* BEGIN INFORMATION SHOWN *

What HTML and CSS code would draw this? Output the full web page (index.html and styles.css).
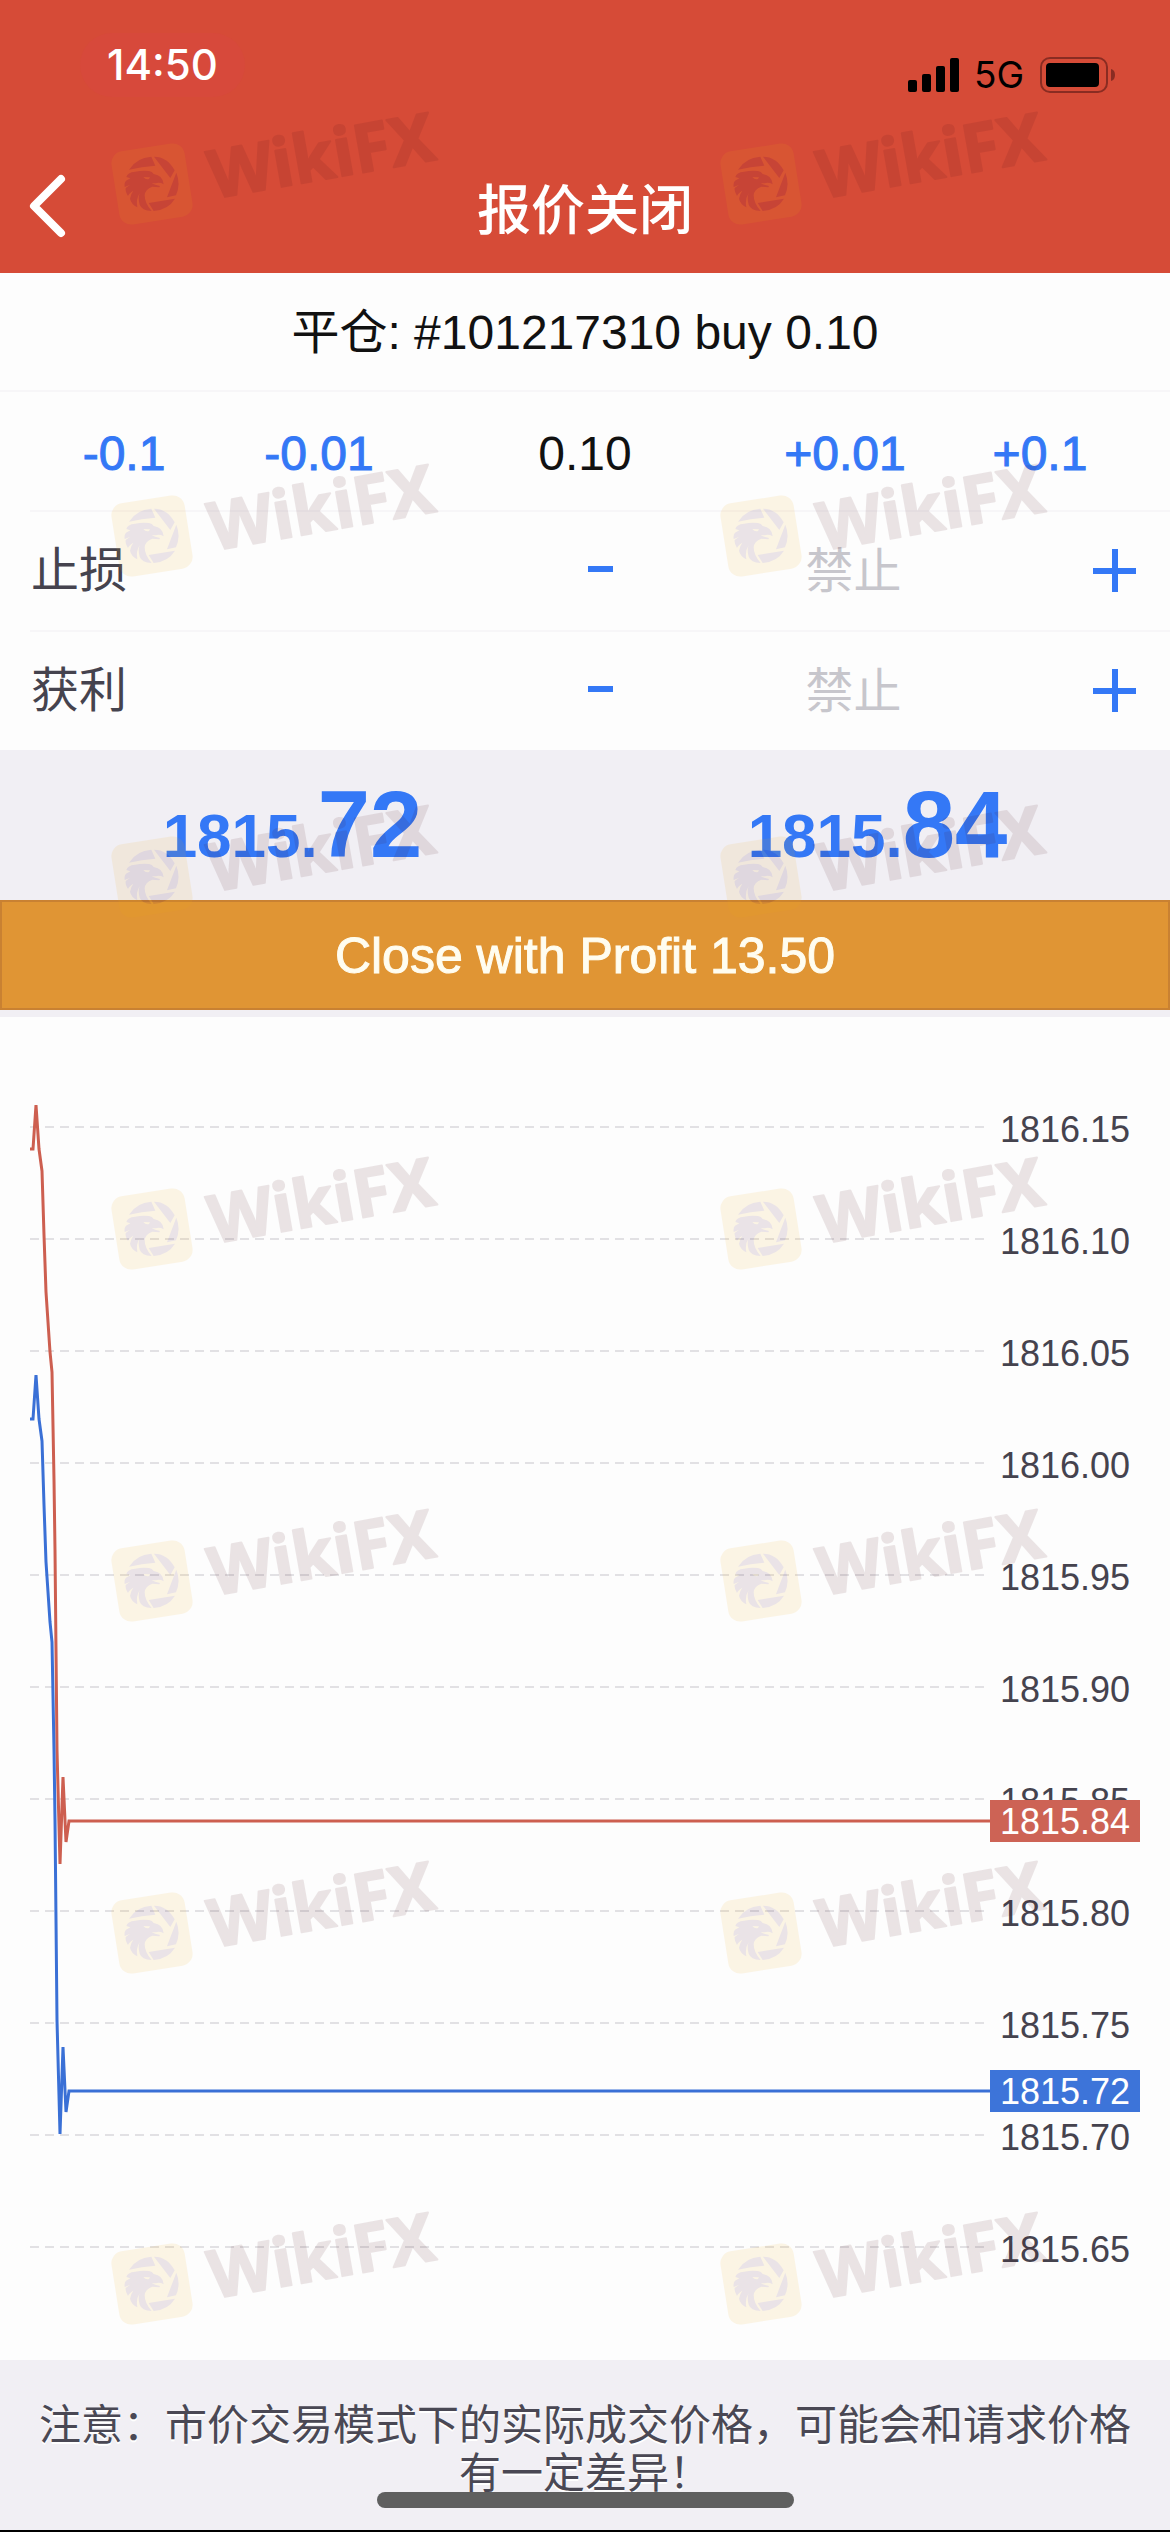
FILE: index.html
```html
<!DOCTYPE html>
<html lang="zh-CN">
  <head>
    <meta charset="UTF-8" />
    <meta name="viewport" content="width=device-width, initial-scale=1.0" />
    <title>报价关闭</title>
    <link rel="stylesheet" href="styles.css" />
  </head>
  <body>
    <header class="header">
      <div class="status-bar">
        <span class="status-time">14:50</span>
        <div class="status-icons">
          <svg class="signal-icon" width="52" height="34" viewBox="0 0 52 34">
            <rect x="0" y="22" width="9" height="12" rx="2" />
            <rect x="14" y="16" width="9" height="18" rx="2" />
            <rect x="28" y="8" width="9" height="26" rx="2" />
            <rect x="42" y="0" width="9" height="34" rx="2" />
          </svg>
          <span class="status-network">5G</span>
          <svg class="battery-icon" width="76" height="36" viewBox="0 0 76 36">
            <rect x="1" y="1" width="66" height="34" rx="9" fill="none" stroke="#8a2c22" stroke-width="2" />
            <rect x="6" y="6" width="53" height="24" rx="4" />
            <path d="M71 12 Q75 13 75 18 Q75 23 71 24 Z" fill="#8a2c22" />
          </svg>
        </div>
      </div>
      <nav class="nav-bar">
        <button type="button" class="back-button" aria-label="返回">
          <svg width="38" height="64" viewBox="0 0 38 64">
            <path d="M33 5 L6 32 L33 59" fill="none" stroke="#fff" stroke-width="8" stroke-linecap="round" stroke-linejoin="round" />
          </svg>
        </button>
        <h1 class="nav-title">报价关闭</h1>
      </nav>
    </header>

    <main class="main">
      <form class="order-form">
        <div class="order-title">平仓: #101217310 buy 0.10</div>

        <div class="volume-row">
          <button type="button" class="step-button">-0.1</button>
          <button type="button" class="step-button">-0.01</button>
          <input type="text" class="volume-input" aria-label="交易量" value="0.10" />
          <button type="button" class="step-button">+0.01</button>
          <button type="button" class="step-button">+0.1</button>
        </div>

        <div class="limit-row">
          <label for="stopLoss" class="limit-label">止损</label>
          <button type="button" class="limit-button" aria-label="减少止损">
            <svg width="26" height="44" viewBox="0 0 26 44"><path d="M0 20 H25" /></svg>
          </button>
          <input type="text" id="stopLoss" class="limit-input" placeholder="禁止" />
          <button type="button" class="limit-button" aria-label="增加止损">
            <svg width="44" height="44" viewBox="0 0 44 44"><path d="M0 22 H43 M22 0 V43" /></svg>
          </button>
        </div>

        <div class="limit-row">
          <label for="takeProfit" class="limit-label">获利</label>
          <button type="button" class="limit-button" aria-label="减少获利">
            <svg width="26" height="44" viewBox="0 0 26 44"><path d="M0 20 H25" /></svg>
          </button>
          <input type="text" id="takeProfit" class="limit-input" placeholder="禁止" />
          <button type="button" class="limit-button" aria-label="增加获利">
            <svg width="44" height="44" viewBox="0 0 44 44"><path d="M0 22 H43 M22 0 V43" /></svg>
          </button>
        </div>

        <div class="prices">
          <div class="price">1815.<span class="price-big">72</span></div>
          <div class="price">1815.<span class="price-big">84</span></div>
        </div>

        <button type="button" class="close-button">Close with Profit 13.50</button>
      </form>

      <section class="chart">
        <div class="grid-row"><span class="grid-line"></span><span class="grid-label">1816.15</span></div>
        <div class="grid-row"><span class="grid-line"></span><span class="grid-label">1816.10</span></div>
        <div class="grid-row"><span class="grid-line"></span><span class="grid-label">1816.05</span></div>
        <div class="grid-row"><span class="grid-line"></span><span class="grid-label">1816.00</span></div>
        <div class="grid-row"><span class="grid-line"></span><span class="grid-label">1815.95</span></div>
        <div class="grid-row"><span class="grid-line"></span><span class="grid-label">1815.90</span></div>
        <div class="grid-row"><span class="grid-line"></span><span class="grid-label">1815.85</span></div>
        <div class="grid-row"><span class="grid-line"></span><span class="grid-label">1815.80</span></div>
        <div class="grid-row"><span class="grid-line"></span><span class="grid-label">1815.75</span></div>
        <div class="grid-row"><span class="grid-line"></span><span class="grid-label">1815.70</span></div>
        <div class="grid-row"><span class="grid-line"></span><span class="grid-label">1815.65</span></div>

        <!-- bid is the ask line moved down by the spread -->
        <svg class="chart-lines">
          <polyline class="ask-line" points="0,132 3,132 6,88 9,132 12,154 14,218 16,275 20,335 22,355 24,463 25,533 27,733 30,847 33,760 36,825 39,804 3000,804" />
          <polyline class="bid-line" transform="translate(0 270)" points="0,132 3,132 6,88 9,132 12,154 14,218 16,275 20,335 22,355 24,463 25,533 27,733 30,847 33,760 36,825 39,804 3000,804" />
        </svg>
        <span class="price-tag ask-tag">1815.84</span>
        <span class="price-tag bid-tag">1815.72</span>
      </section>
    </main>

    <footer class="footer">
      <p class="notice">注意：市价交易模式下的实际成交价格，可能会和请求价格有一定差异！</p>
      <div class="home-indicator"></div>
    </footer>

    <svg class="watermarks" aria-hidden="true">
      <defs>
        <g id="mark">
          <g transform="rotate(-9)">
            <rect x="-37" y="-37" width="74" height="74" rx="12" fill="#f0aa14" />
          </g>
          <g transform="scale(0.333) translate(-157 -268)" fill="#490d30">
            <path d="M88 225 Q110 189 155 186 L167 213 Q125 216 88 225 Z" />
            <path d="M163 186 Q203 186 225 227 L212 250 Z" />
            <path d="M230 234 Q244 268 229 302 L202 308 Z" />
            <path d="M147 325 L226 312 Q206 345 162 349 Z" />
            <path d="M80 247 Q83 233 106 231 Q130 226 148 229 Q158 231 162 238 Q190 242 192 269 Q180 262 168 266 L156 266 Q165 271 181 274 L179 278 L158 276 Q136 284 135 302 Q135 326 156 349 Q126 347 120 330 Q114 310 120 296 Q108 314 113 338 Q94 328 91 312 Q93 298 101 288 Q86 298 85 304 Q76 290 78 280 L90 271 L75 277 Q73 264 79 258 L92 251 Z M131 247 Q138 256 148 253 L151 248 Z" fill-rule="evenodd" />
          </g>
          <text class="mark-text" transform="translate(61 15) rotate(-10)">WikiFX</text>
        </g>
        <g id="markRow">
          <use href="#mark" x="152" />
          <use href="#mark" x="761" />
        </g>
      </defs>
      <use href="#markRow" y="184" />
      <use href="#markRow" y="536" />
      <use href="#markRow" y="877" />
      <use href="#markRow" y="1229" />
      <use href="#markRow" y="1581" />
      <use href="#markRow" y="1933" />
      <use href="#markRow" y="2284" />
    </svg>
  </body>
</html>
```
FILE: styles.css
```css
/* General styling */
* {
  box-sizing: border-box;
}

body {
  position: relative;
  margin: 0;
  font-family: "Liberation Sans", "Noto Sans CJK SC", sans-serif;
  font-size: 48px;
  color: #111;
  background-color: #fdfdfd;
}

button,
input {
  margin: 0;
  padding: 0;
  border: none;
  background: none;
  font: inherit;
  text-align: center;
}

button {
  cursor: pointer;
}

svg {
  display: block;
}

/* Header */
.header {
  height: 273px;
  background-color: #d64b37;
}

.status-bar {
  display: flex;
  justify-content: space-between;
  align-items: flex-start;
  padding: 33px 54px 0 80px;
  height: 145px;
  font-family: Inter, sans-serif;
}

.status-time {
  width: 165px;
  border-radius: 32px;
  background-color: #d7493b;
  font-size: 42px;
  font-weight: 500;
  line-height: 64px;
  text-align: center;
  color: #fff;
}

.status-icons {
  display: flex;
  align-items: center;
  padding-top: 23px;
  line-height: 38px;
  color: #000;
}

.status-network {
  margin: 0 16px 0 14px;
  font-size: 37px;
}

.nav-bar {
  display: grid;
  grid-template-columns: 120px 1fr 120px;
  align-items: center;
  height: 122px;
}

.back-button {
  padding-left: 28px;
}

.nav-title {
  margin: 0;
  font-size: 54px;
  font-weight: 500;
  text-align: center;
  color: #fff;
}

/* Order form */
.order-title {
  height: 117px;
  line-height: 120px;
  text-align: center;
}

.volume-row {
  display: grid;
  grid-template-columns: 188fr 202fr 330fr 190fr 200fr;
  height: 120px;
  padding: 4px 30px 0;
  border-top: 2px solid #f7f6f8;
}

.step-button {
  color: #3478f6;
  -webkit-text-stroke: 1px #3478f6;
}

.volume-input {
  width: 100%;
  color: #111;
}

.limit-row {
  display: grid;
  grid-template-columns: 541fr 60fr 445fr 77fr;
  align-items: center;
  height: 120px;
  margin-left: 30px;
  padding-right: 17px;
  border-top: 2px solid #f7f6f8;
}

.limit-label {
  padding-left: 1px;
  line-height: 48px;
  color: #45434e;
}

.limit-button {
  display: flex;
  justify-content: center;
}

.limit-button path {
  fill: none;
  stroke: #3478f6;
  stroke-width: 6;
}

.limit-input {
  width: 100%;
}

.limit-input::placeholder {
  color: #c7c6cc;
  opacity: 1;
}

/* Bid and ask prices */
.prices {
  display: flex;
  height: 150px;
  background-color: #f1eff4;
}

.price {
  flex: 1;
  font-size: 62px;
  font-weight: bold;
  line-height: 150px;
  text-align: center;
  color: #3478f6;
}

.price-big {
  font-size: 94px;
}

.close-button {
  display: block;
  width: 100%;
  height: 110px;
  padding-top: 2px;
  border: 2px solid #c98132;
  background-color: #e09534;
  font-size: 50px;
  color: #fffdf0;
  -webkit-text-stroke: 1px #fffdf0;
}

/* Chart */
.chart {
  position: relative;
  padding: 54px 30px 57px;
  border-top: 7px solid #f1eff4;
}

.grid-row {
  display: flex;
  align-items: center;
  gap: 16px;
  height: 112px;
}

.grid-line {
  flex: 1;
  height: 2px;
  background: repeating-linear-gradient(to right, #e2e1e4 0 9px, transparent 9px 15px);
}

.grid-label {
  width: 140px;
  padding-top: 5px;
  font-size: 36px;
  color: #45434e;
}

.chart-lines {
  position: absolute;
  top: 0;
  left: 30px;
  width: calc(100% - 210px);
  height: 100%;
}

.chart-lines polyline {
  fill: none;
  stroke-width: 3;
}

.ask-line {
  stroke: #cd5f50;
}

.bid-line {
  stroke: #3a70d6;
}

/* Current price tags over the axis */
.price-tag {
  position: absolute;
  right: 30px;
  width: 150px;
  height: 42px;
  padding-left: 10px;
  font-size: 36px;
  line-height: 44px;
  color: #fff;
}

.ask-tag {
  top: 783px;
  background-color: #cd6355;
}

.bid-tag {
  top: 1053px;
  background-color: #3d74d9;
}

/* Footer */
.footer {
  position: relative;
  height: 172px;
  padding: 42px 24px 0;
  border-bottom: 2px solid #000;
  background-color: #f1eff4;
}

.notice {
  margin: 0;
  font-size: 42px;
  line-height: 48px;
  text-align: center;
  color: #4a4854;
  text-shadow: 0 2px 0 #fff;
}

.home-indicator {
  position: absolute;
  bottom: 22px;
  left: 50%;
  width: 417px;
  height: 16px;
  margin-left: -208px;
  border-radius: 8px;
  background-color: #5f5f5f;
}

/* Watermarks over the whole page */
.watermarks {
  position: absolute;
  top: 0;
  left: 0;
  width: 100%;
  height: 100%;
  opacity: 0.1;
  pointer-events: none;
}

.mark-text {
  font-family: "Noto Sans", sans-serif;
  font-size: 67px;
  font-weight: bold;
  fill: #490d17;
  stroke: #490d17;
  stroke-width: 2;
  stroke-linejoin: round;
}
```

* END INFORMATION SHOWN *

» WHAT IS ASKED
Which lines contain "styles"? Copy each of them out.

» TASK OUTPUT
What HTML and CSS code would draw this? Output the full web page (index.html and styles.css).
    <link rel="stylesheet" href="styles.css" />
FILE: styles.css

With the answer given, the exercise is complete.